Copy out every line containing the word "index".

↓↓↓

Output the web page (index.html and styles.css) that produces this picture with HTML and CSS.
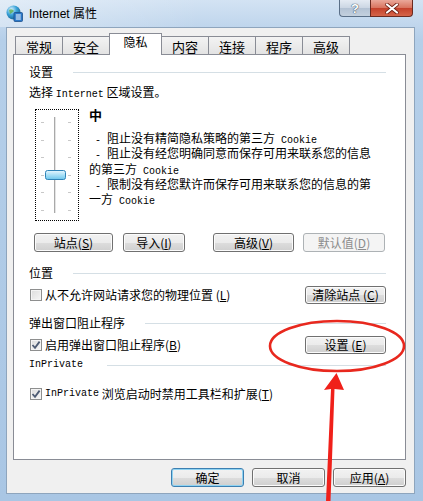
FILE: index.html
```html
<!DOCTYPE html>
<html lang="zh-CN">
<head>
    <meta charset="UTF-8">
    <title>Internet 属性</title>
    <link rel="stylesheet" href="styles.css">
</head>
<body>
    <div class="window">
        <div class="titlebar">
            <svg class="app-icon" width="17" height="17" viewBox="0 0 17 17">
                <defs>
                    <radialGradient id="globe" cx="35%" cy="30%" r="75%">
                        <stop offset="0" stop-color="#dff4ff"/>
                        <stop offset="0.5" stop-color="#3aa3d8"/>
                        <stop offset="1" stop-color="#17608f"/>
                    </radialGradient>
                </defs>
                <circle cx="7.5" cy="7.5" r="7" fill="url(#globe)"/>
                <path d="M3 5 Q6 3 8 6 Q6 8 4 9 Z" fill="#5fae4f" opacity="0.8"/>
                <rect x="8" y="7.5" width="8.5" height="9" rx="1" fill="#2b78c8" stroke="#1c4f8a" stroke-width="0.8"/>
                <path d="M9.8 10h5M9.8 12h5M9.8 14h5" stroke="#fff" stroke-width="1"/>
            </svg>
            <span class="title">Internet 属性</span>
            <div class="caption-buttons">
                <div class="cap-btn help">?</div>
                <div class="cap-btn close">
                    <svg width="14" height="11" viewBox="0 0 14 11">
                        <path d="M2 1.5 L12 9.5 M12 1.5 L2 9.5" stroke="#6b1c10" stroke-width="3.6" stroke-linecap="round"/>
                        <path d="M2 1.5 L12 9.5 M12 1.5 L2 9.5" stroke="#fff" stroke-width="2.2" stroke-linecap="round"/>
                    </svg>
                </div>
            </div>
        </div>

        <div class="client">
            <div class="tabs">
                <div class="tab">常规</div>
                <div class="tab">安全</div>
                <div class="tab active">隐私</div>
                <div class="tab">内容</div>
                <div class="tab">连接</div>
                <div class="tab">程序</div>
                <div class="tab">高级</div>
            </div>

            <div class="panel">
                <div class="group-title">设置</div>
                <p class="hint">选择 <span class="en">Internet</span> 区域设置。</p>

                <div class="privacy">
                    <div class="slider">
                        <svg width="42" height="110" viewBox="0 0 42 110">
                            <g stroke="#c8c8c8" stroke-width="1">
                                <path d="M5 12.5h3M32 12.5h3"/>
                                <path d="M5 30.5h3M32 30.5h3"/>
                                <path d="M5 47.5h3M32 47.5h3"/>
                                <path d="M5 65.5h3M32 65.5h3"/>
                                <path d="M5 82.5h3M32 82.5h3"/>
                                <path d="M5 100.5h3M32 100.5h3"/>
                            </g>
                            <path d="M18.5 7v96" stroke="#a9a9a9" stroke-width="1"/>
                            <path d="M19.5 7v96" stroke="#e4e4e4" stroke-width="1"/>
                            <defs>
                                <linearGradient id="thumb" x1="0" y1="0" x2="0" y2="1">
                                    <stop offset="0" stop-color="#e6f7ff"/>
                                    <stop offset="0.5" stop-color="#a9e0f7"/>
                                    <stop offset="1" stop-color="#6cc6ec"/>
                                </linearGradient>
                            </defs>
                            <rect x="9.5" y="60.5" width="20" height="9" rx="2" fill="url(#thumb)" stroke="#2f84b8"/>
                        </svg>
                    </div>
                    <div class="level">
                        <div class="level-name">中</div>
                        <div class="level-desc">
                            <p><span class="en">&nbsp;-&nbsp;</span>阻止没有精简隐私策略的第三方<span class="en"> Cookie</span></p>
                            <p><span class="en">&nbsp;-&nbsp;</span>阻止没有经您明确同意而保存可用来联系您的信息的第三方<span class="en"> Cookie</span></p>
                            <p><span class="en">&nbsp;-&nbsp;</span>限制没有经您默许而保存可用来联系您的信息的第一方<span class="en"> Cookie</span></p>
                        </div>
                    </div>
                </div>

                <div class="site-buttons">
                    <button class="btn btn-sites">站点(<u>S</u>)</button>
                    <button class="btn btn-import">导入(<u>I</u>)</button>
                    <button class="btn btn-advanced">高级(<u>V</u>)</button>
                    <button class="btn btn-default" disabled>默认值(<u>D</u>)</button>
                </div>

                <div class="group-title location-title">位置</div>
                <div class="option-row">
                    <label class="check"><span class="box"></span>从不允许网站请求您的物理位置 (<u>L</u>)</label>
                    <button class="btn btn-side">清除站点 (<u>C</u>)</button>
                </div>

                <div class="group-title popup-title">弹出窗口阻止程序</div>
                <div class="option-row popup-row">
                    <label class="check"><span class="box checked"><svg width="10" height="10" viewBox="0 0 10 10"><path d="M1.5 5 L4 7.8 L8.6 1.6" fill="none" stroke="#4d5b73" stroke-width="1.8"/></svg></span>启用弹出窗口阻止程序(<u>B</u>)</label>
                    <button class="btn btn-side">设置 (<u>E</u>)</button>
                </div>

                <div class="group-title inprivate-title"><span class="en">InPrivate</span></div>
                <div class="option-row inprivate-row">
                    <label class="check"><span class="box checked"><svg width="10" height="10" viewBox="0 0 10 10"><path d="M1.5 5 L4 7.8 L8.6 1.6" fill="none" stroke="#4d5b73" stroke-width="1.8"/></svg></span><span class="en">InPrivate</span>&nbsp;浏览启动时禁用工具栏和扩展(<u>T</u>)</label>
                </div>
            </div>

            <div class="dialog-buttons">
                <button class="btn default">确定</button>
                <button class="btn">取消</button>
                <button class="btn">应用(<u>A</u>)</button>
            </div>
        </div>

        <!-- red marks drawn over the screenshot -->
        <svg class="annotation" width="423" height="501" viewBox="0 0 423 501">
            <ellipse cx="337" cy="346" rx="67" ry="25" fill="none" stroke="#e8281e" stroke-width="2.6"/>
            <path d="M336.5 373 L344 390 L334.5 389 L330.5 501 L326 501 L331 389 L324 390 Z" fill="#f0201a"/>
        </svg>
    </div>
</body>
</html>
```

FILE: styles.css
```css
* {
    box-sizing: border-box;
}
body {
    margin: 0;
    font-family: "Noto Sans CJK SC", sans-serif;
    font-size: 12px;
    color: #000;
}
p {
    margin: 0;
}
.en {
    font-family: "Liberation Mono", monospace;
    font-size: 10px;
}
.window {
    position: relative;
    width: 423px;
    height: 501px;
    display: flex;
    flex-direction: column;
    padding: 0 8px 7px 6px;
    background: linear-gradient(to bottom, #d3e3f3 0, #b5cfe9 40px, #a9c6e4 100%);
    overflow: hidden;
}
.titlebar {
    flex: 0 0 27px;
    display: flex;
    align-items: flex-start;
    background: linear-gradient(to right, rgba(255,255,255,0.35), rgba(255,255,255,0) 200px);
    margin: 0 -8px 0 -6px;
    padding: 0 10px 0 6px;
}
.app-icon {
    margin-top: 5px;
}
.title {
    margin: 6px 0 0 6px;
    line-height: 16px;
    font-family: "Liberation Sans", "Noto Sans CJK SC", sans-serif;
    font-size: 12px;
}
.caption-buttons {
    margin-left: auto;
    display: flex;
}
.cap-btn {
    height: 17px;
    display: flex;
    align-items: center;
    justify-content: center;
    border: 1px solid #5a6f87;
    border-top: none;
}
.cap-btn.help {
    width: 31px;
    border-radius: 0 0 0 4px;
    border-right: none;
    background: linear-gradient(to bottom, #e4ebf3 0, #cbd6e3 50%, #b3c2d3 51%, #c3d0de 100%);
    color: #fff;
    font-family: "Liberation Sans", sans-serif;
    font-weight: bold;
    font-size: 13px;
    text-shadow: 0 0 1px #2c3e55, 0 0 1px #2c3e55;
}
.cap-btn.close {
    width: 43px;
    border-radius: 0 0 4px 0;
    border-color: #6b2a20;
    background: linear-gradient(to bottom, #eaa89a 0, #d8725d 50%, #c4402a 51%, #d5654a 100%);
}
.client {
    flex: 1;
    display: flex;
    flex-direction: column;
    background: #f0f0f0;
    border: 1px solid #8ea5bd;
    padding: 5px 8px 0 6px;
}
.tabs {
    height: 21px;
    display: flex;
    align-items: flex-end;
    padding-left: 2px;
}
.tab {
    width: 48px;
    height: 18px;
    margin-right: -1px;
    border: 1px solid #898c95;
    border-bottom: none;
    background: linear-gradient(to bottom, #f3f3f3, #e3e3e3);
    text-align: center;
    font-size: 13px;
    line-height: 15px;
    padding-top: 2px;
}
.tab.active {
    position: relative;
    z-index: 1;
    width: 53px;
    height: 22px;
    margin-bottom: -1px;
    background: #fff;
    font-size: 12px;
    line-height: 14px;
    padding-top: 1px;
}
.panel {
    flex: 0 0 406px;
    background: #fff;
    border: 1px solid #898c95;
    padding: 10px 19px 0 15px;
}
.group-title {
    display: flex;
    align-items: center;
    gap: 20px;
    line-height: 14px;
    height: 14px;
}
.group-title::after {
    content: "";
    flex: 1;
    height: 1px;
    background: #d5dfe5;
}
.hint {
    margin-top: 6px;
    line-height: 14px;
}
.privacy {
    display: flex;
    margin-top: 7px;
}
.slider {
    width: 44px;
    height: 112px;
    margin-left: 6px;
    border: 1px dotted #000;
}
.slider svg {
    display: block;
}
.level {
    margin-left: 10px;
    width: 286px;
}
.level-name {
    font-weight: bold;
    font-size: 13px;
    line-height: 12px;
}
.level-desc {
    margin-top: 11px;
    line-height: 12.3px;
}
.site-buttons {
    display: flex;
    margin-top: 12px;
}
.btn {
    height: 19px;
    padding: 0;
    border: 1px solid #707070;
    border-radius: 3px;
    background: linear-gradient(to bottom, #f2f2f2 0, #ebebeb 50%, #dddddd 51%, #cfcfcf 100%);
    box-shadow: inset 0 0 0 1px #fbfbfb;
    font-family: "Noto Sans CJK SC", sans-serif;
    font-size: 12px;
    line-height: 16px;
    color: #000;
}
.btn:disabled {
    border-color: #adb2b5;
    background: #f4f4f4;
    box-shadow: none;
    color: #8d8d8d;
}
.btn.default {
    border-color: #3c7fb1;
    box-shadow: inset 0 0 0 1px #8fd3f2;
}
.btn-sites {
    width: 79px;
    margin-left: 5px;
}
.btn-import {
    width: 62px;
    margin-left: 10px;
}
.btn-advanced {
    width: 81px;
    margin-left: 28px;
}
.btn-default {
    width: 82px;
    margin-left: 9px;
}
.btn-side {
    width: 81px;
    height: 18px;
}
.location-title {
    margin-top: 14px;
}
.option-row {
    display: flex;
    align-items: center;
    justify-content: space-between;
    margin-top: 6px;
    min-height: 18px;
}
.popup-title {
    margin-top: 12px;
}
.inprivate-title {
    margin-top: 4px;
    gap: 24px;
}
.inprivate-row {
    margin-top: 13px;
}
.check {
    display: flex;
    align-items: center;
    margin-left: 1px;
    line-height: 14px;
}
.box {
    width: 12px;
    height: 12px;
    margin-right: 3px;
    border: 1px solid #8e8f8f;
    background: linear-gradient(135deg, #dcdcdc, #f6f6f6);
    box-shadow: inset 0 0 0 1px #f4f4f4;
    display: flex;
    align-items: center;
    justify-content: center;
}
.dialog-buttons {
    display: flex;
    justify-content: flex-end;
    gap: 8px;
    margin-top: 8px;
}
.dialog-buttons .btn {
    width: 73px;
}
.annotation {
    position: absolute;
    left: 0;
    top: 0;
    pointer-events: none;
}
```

↑↑↑

**FINAL RESULT**:
Output the web page (index.html and styles.css) that produces this picture with HTML and CSS.
FILE: index.html
    z-index: 1;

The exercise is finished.